Social : Panorama - (...)

Social : Panorama - encourageant - de jurisprudence en matière de CDD

Le contrat de travail à durée déterminée (CDD), contrat dit "précaire" pour le salarié, pouvait être qualifié de "périlleux" pour l’employeur.

Par Me Agnès BALLEREAU-BOYER, Avocat associé – Barreau de Grasse Capstan Avocat

Les contestations judiciaires se rattachant à sa conclusion et à son exécution se révélaient être onéreuses pour l’employeur pour une durée d’emploi somme toute limitée. En effet, le CDD qui n‘était pas remis dans les 2 jours de l’embauche, le délai de carence qui n’était pas nécessairement observé stricto sensu entre plusieurs CDD ou encore les innombrables mentions obligatoires légales à faire figurer au contrat, que la jurisprudence n’avait pas manqué d’accentuer par ailleurs, ont donné des sueurs froides à certains.
Aussi, les cas de requalification du contrat à durée déterminée en contrat à durée indéterminée se sont multipliés à l’envi.

Et pourtant, il semblerait que l’ère de la modération soit arrivée.


Ainsi, l’ordonnance "Macron" n° 2017-1387 relative à la prévisibilité et la sécurisation des relations de travail inscrit à l’article L.1245-1 du Code du travail le fait que la méconnaissance de la transmission du CDD dans les 2 jours ouvrables de l’embauche n’entraîne plus la requalification dudit contrat en CDI mais ouvre "simplement" droit au bénéfice d’une indemnité ne pouvant excéder un mois de salaire. Rappelons que précédemment, la requalification en CDI entraînait le versement au salarié de dommages et intérêts, outre les indemnités de rupture, à savoir l’indemnité compensatrice de préavis et les congés payés afférents ainsi que l’indemnité de licenciement le cas échéant.

La Chambre Sociale de la Cour de cassation a également, en fin d’année 2017, quelque peu infléchi sa jurisprudence en la matière.

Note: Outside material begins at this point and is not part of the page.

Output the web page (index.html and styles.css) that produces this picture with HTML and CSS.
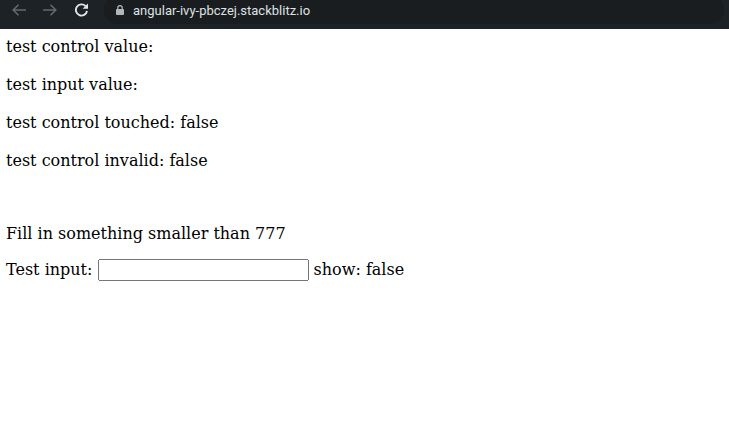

Ainsi, au terme d’un arrêt en date du 21 septembre 2017, a été jugé contrairement à la position jusque-là adoptée que l’absence ou le caractère erroné dans le contrat de travail à durée déterminée d’usage de la désignation du poste de travail n’entraînait plus la requalification en contrat à durée indéterminée, sous la réserve toutefois de la démonstration que l’emploi occupé est bien par nature temporaire. (Cass. soc. 21 septembre 2017, n° 16-17.241).

Puis c’est la question de la prescription de l’action en requalification du CDD en CDI qui a intéressé la Chambre Sociale qui, pour la première fois, admet que la durée de la prescription puisse être aménagée contractuellement et, en pratique - et en réalité -, que le délai de prescription puisse être réduit au moyen d’une clause contenue dans le contrat de travail et ce, pour sécuriser cette relation contractuelle et limiter les recours. (Cass. soc. 22 novembre 2017, n° 16-16.561).

Le 20 décembre 2017, la Chambre Sociale adoptait un raisonnement littéral en considérant que le défaut de la date de la conclusion d’un CDD n’emportait pas requalification en CDI dans la mesure où la date de conclusion n’est pas une mention obligatoire imposée par la loi et précisément par l’article L.1242-12 du Code du travail.
Et ce, en dépit de l’argumentation de la salariée qui défendait que le défaut de la mention de la date de conclusion ne permettait pas de s’assurer de la transmission régulière du CDD et donc du respect de la légalité en la matière (Cass. soc. 20 décembre 2017, n° 16-25.251). Ce début d’année 2018 confirme la tendance amorcée.

Ainsi, depuis le 14 février 2018 (Cass. soc, 14 février 2018, n°16-17.966), la Cour de cassation considère que la succession de CDD dits de remplacement conclus avec un même salarié pour pallier les absences dans l’entreprise n’est pas illégale et ne caractérise pas un recours systématique au CDD pour faire face à un besoin structurel de main-d’œuvre (notion initiée par la même Chambre Sociale au terme d’un arrêt du 26 janvier 2005 - n°02-45.342), besoin qui lui-même démontrerait qu’il s’agit en réalité de pourvoir un emploi durable lié à l’activité normale et permanente de l’entreprise, limite posée par l’article L1242-1 du Code du travail.

La Cour de Cassation qui évoque dans cette décision le fait que l’employeur est tenu de garantir au salarié le bénéfice des droits à congés que la loi lui accorde traduit sa volonté d’être en cohérence avec la jurisprudence européenne qui relève que le remplacement temporaire de salariés, certes au cas d’espèce dans une administration disposant d’un effectif important, est susceptible de constituer une raison objective justifiant d’une part le recours au contrat à durée déterminée et d’autre part le renouvellement de ces contrats selon les besoins (CJUE, 26 janvier 2012, aff. C - 586/10, 2ème ch.).